Are there wives whose husbands pass up the opportunity to have sex with them to watch porn instead?
Yes. And that's a sign of problem, not THE problem.
There are also wives who:
- Watch WITH their husband, and have a great marriage and sex life
- Reject their husband and so he turns to porn
- Are relieved and thankful that their husband is watching porn instead of bothering them
But married or not, porn will hinder a man's ability to discover and express his masculinity. Porn feeds on all of the worst compulsions in men and requires us to ignore or completely eradicate all of our noblest instincts.
Yet millions of men watch porn AND act on their noblest instincts, and discover and express their masculinity.
Men are supposed to be protective, not exploitative.
Watching porn doesn't stop men from being protective.
Active and energetic, not passive. Honest, not deceitful. But porn calls us to be the latter in each case.
He's just pulling this stuff out of his ass, which is probably a porn genre in itself.
I believe that the emasculating effects of porn run far deeper than we can imagine or I can sufficiently describe.
Of course, because you haven't described it.
What I can say is that emasculated men are, by definition, focused inward. They pursue that which brings them pleasure, at any expense to everyone around them.

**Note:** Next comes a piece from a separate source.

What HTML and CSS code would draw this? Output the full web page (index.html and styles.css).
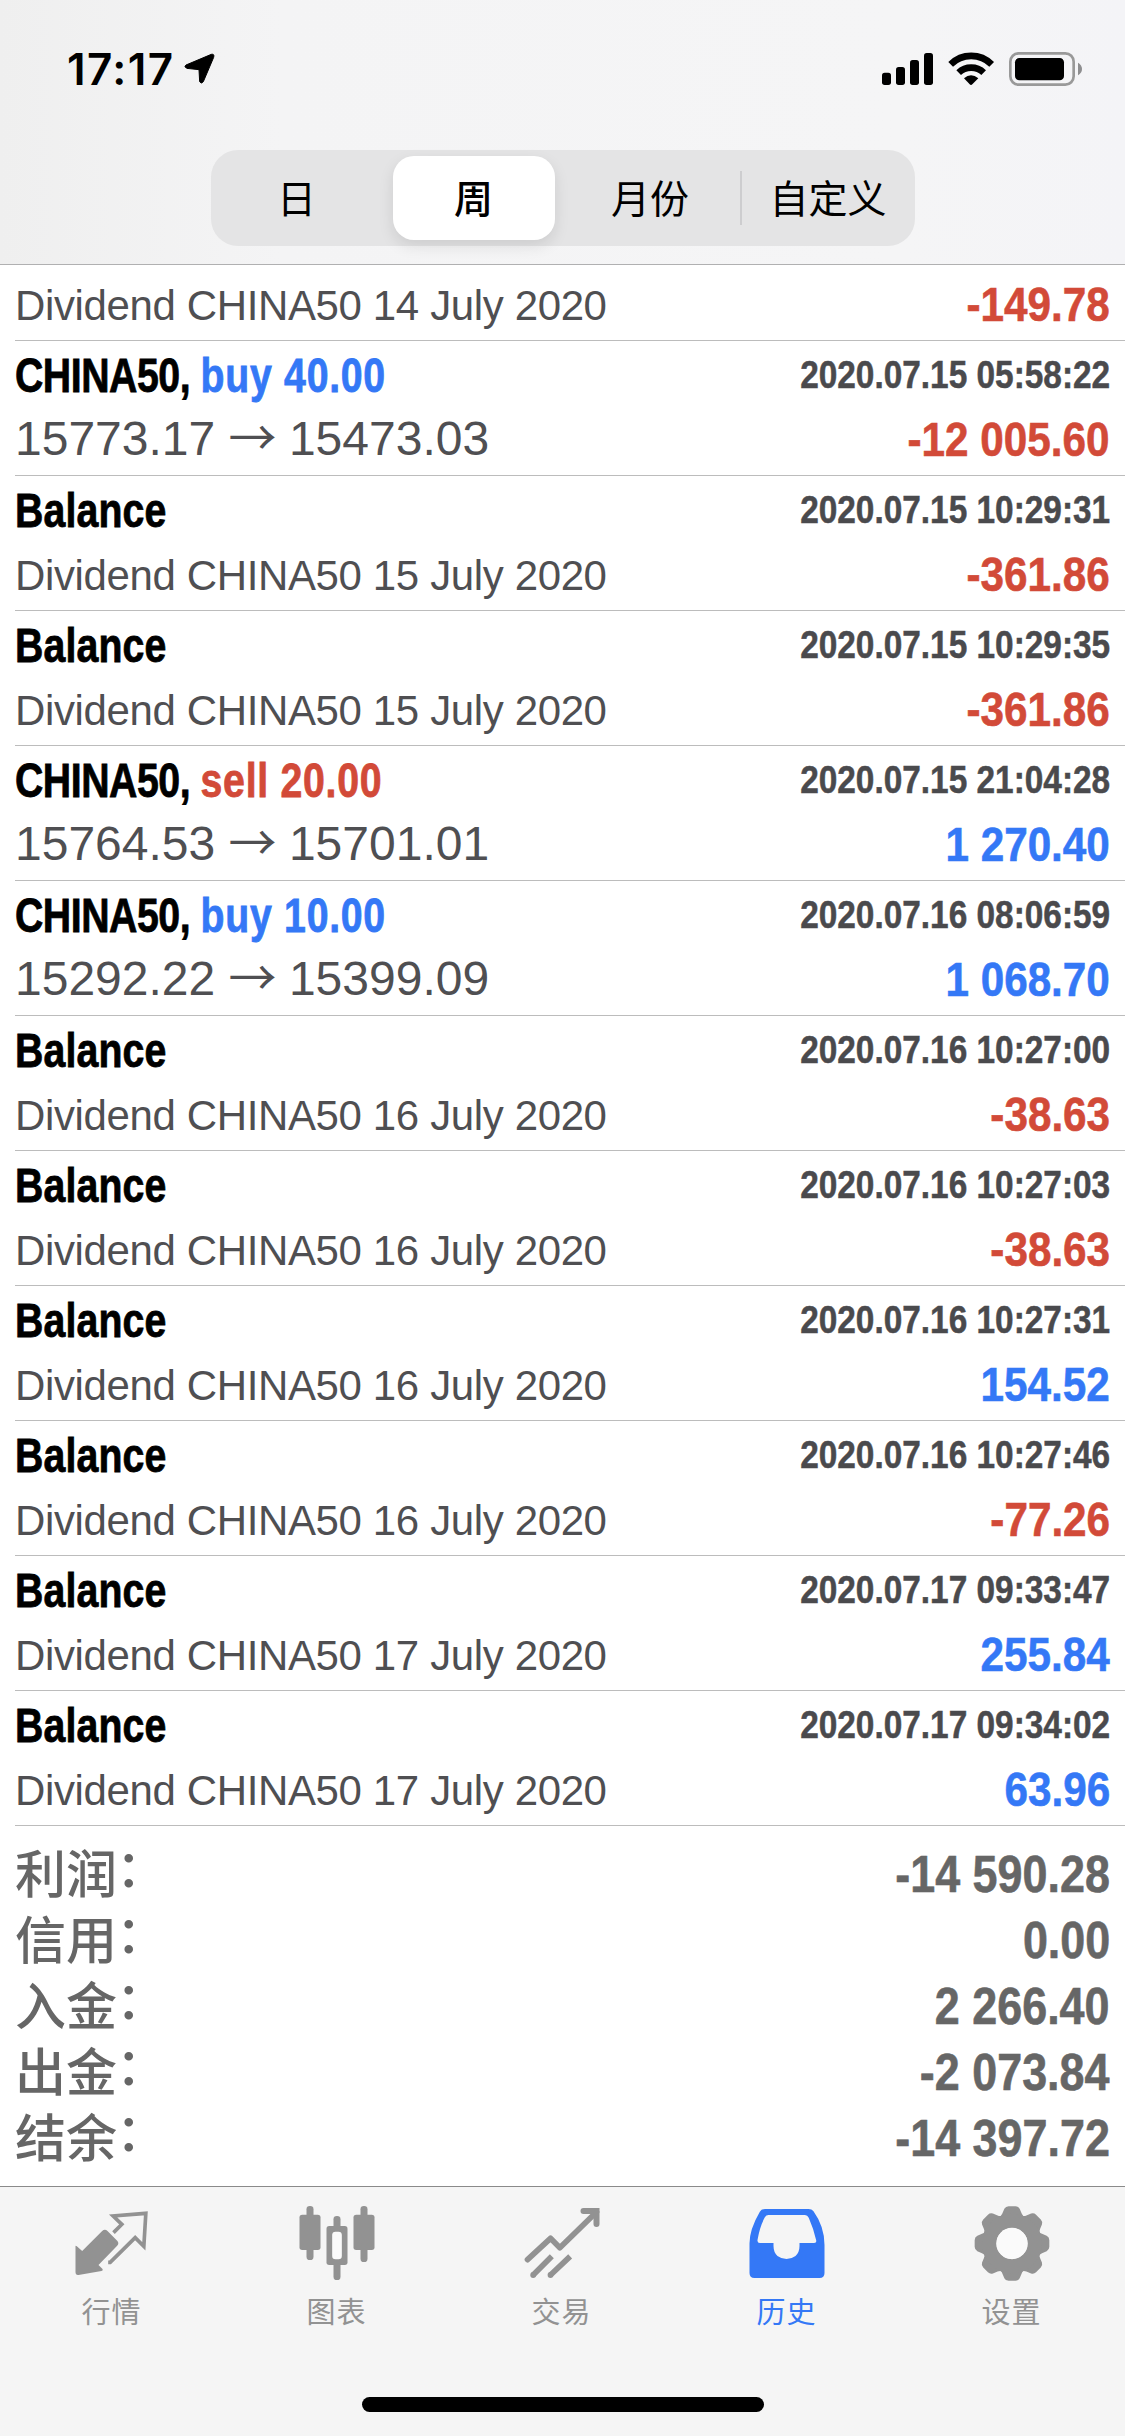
FILE: index.html
```html
<!DOCTYPE html>
<html lang="zh-CN">
<head>
<meta charset="utf-8">
<title>历史</title>
<link rel="stylesheet" href="styles.css">
</head>
<body>
<div class="screen">
  <header class="header">
    <div class="status">
      <div class="status-left">
        <span class="clock">17:17</span>
        <svg class="location" viewBox="432 69 93 93"><path d="M438 105 L514 73 Q524 71 521 82 L490 155 Q484 163 479 155 L477 119 L440 115 Q431 110 438 105Z"/></svg>
      </div>
      <svg class="indicators" viewBox="60 60 612 114">
        <rect x="66" y="128" width="27" height="37" rx="8"/><rect x="108" y="111" width="27" height="54" rx="8"/><rect x="150" y="90" width="27" height="75" rx="8"/><rect x="192" y="69" width="27" height="96" rx="8"/>
        <g fill="none" stroke="#000" stroke-width="20"><path d="M272 103 A87 87 0 0 1 395 103"/><path d="M296 128 A54 54 0 0 1 371 128"/></g>
        <path d="M312 145 Q333 126 355 145 L337 163 Q333 167 329 163Z"/>
        <rect x="451" y="70" width="190" height="94" rx="25" fill="none" stroke="#999" stroke-width="8"/>
        <rect x="465" y="84" width="147" height="67" rx="13"/>
        <path d="M654 98 Q666 105 666 117 Q666 129 654 136Z" fill="#8e8e90"/>
      </svg>
    </div>
    <nav class="segments">
      <span class="segment">日</span>
      <span class="segment selected">周</span>
      <span class="segment">月份</span>
      <span class="segment divided">自定义</span>
    </nav>
  </header>

  <main class="history">
    <div class="deal partial"><div class="line"><span class="note">Dividend CHINA50 14 July 2020</span><span class="amount loss">-149.78</span></div></div>
    <div class="deal"><div class="line head"><span class="symbol trade">CHINA50, <span class="side gain">buy 40.00</span></span><span class="time">2020.07.15 05:58:22</span></div><div class="line"><span class="prices">15773.17 <span class="arrow">→</span> 15473.03</span><span class="amount loss">-12 005.60</span></div></div>
    <div class="deal"><div class="line head"><span class="symbol">Balance</span><span class="time">2020.07.15 10:29:31</span></div><div class="line"><span class="note">Dividend CHINA50 15 July 2020</span><span class="amount loss">-361.86</span></div></div>
    <div class="deal"><div class="line head"><span class="symbol">Balance</span><span class="time">2020.07.15 10:29:35</span></div><div class="line"><span class="note">Dividend CHINA50 15 July 2020</span><span class="amount loss">-361.86</span></div></div>
    <div class="deal"><div class="line head"><span class="symbol trade">CHINA50, <span class="side loss">sell 20.00</span></span><span class="time">2020.07.15 21:04:28</span></div><div class="line"><span class="prices">15764.53 <span class="arrow">→</span> 15701.01</span><span class="amount gain">1 270.40</span></div></div>
    <div class="deal"><div class="line head"><span class="symbol trade">CHINA50, <span class="side gain">buy 10.00</span></span><span class="time">2020.07.16 08:06:59</span></div><div class="line"><span class="prices">15292.22 <span class="arrow">→</span> 15399.09</span><span class="amount gain">1 068.70</span></div></div>
    <div class="deal"><div class="line head"><span class="symbol">Balance</span><span class="time">2020.07.16 10:27:00</span></div><div class="line"><span class="note">Dividend CHINA50 16 July 2020</span><span class="amount loss">-38.63</span></div></div>
    <div class="deal"><div class="line head"><span class="symbol">Balance</span><span class="time">2020.07.16 10:27:03</span></div><div class="line"><span class="note">Dividend CHINA50 16 July 2020</span><span class="amount loss">-38.63</span></div></div>
    <div class="deal"><div class="line head"><span class="symbol">Balance</span><span class="time">2020.07.16 10:27:31</span></div><div class="line"><span class="note">Dividend CHINA50 16 July 2020</span><span class="amount gain">154.52</span></div></div>
    <div class="deal"><div class="line head"><span class="symbol">Balance</span><span class="time">2020.07.16 10:27:46</span></div><div class="line"><span class="note">Dividend CHINA50 16 July 2020</span><span class="amount loss">-77.26</span></div></div>
    <div class="deal"><div class="line head"><span class="symbol">Balance</span><span class="time">2020.07.17 09:33:47</span></div><div class="line"><span class="note">Dividend CHINA50 17 July 2020</span><span class="amount gain">255.84</span></div></div>
    <div class="deal"><div class="line head"><span class="symbol">Balance</span><span class="time">2020.07.17 09:34:02</span></div><div class="line"><span class="note">Dividend CHINA50 17 July 2020</span><span class="amount gain">63.96</span></div></div>

    <section class="summary">
      <div class="total"><span class="label">利润<span class="colon">：</span></span><span class="value">-14 590.28</span></div>
      <div class="total"><span class="label">信用<span class="colon">：</span></span><span class="value">0.00</span></div>
      <div class="total"><span class="label">入金<span class="colon">：</span></span><span class="value">2 266.40</span></div>
      <div class="total"><span class="label">出金<span class="colon">：</span></span><span class="value">-2 073.84</span></div>
      <div class="total"><span class="label">结余<span class="colon">：</span></span><span class="value">-14 397.72</span></div>
    </section>
  </main>

  <footer class="footer">
    <nav class="tabs">
      <div class="tab">
        <svg class="icon" viewBox="97.5 75 240 231"><path d="M105 199 Q105 195 109 199 L125 213 L185 153 Q193 146 201 153 L230 182 Q237 189 230 197 L174 255 L186 267 Q189 271 183 273 L114 285 Q105 286 105 276Z"/><path d="M219 158 L244 133 L218 108 L316 100 L310 199 L284 173 L209 247 H203" fill="none" stroke="currentColor" stroke-width="11"/></svg>
        <span>行情</span>
      </div>
      <div class="tab">
        <svg class="icon" viewBox="772.5 75 240 231"><rect x="798" y="78" width="21" height="162" rx="10"/><rect x="777" y="104" width="63" height="106" rx="8"/><rect x="960" y="78" width="21" height="168" rx="10"/><rect x="939" y="104" width="63" height="106" rx="8"/><rect x="879" y="108" width="21" height="192" rx="10"/><rect x="858" y="138" width="63" height="117" rx="8"/><rect x="875" y="155" width="29" height="83" rx="10" fill="#fafafa"/></svg>
        <span>图表</span>
      </div>
      <div class="tab">
        <svg class="icon" viewBox="127.5 75 240 231"><g fill="none" stroke="currentColor" stroke-width="17"><path d="M141 239 L210 175 L238 203 L348 96" stroke-linejoin="round" stroke-linecap="round"/><path d="M309 93 H348 V132" stroke-width="18" stroke-linecap="round"/><path d="M158 285 L214 229M210 285 L269 229"/></g><circle cx="158" cy="285" r="8.7"/><circle cx="210" cy="285" r="8.7"/></svg>
        <span>交易</span>
      </div>
      <div class="tab active">
        <svg class="icon" viewBox="802.5 75 240 231"><path fill-rule="evenodd" d="M854 87 H984 Q994 87 999 94 Q1032 140 1032 195 V279 Q1032 294 1017 294 H822 Q807 294 807 279 V190 Q807 148 838 95 Q843 87 854 87Z M864 105 Q857 105 853 112 Q838 139 831 180 Q830 189 838 189 H879 V198 Q879 217 891 228 Q903 237 918 237 Q933 237 945 228 Q957 217 957 198 V189 H1001 Q1009 189 1007 181 Q1000 148 985 114 Q981 105 972 105Z"/></svg>
        <span>历史</span>
      </div>
      <div class="tab">
        <svg class="icon" viewBox="217.5 75 240 231"><g transform="translate(334.5 190.5)"><path id="tooth" d="M-40 -78 Q-31 -84 -29 -90 L-23 -104 Q-19 -112 -10 -112 H10 Q19 -112 23 -104 L29 -90 Q31 -84 40 -78Z"/><use href="#tooth" transform="rotate(45)"/><use href="#tooth" transform="rotate(90)"/><use href="#tooth" transform="rotate(135)"/><use href="#tooth" transform="rotate(180)"/><use href="#tooth" transform="rotate(225)"/><use href="#tooth" transform="rotate(270)"/><use href="#tooth" transform="rotate(315)"/><circle r="68" fill="none" stroke="currentColor" stroke-width="43"/><circle r="47" fill="#fafafa"/></g></svg>
        <span>设置</span>
      </div>
    </nav>
    <div class="home-bar"></div>
  </footer>
</div>
</body>
</html>
```
FILE: styles.css
```css
* { box-sizing: border-box; }

body {
  margin: 0;
  background: #fff;
  font-family: "Liberation Sans", "Noto Sans CJK SC", sans-serif;
}

.screen {
  display: flex;
  flex-direction: column;
  width: 1125px;
  height: 2436px;
  overflow: hidden;
  color: #000;
}

.header {
  display: flex;
  flex-direction: column;
  align-items: center;
  height: 265px;
  border-bottom: 1px solid #b0b0b1;
  background: linear-gradient(90deg, #efefef 0%, #f4f4f5 25%, #f5f5f6 80%, #f4f4f7 100%);
}

.status {
  display: flex;
  justify-content: space-between;
  width: 100%;
  height: 150px;
  padding: 50px 41px 0 67px;
}

.status-left { display: flex; gap: 11px; }

.clock {
  width: 106px;
  font: 600 44px/38px Inter, sans-serif;
  letter-spacing: 1.4px;
  white-space: nowrap;
}

.location {
  width: 31px;
  height: 31px;
  margin-top: 3px;
  overflow: visible;
  stroke: #000;
  stroke-width: 3;
}

.indicators { width: 204px; height: 38px; }

.segments {
  display: grid;
  grid-template-columns: 179px 168px 182px 175px;
  width: 704px;
  height: 96px;
  padding: 6px 0;
  border-radius: 27px;
  background: #e4e4e5;
}

.segment {
  display: flex;
  align-items: center;
  justify-content: center;
  padding-bottom: 5px;
  font: 400 39px/54px "Noto Sans CJK SC", sans-serif;
}

.segment:first-child { padding-right: 7px; }

.segment:nth-child(3) { padding-left: 3px; }

.selected {
  margin: 0 3px;
  border-radius: 21px;
  background: #fff;
  box-shadow: 0 6px 15px rgba(0, 0, 0, .1);
  font-weight: 500;
}

.divided {
  height: 54px;
  align-self: center;
  border-left: 2px solid #cdcdcf;
}

.deal {
  height: 135px;
  margin-left: 15px;
  padding-right: 15px;
  border-bottom: 1px solid #bcbcbc;
}

.partial { height: 76px; padding-top: 9px; }

.line {
  display: flex;
  justify-content: space-between;
  height: 60px;
  white-space: nowrap;
}

.head { height: 68px; }

.symbol {
  font-size: 48px;
  font-weight: 700;
  line-height: 70px;
  letter-spacing: .2px;
  transform: scaleX(.817);
  transform-origin: left;
  -webkit-text-stroke: .8px;
}

.trade { letter-spacing: -.55px; }

.side { letter-spacing: .9px; }

.time {
  color: #4a4a4d;
  font-size: 39px;
  font-weight: 700;
  line-height: 67px;
  transform: scaleX(.856);
  transform-origin: right;
  -webkit-text-stroke: .5px;
}

.note {
  color: #4f4f52;
  font-size: 42px;
  line-height: 63px;
  letter-spacing: -.37px;
}

.prices { color: #4f4f52; font-size: 48px; line-height: 60px; }

.arrow {
  font-family: "Noto Sans CJK SC", sans-serif;
  line-height: 0;
  letter-spacing: -1px;
}

.amount {
  font-size: 48px;
  font-weight: 700;
  line-height: 61px;
  transform: scaleX(.88);
  transform-origin: right;
  -webkit-text-stroke: .6px;
}

.gain { color: #3478f6; }
.loss { color: #d24a38; }

.summary { height: 360px; padding: 15px 15px 0; color: #666; }

.total {
  display: flex;
  justify-content: space-between;
  height: 66px;
  white-space: nowrap;
}

.label { font: 500 51px/60px "Noto Sans CJK SC", sans-serif; }

.colon { display: inline-block; transform: translate(-1px, -6px); }

.value {
  font-size: 51px;
  font-weight: 700;
  line-height: 68px;
  transform: scaleX(.88);
  transform-origin: right;
  -webkit-text-stroke: .6px;
}

.footer {
  flex: 1;
  display: flex;
  flex-direction: column;
  align-items: center;
  border-top: 1px solid #8a8a8a;
  background: #f5f5f5;
}

.tabs {
  display: grid;
  grid-template-columns: repeat(5, 225px);
  height: 210px;
  padding-top: 18px;
}

.tab {
  display: flex;
  flex-direction: column;
  align-items: center;
  color: #929292;
  fill: currentColor;
  font: 400 29px/44px "Noto Sans CJK SC", sans-serif;
  letter-spacing: 1px;
}

.tab span { margin-right: 2px; }

.icon { width: 80px; height: 77px; margin-bottom: 6px; }

.active { color: #3478f6; }

.home-bar {
  width: 402px;
  height: 15px;
  border-radius: 8px;
  background: #000;
}
```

Nobody around men who view porn is losing anything, in most cases.
He then goes on to talk about kids being curious, which is a complete diversion from the overall topic of the column. Unless his point was that men are powerless victims when it comes to porn. Again, I have to wonder if he got caught.
But to begin that process, we must be honest with ourselves.
If you had been honest, you would have said "My church and/or my wife don't like porn, so I tried really hard to explain what the problem with it is, but the only things I could think of involved other things my church/wife doesn't like, so I made a bunch of assertions in way that I hoped most of my readers wouldn't think through carefully enough to realize there wasn't much substance."
Porn panic is largely a Right-wing hysteria, with some misandrists on the Left joining in as well.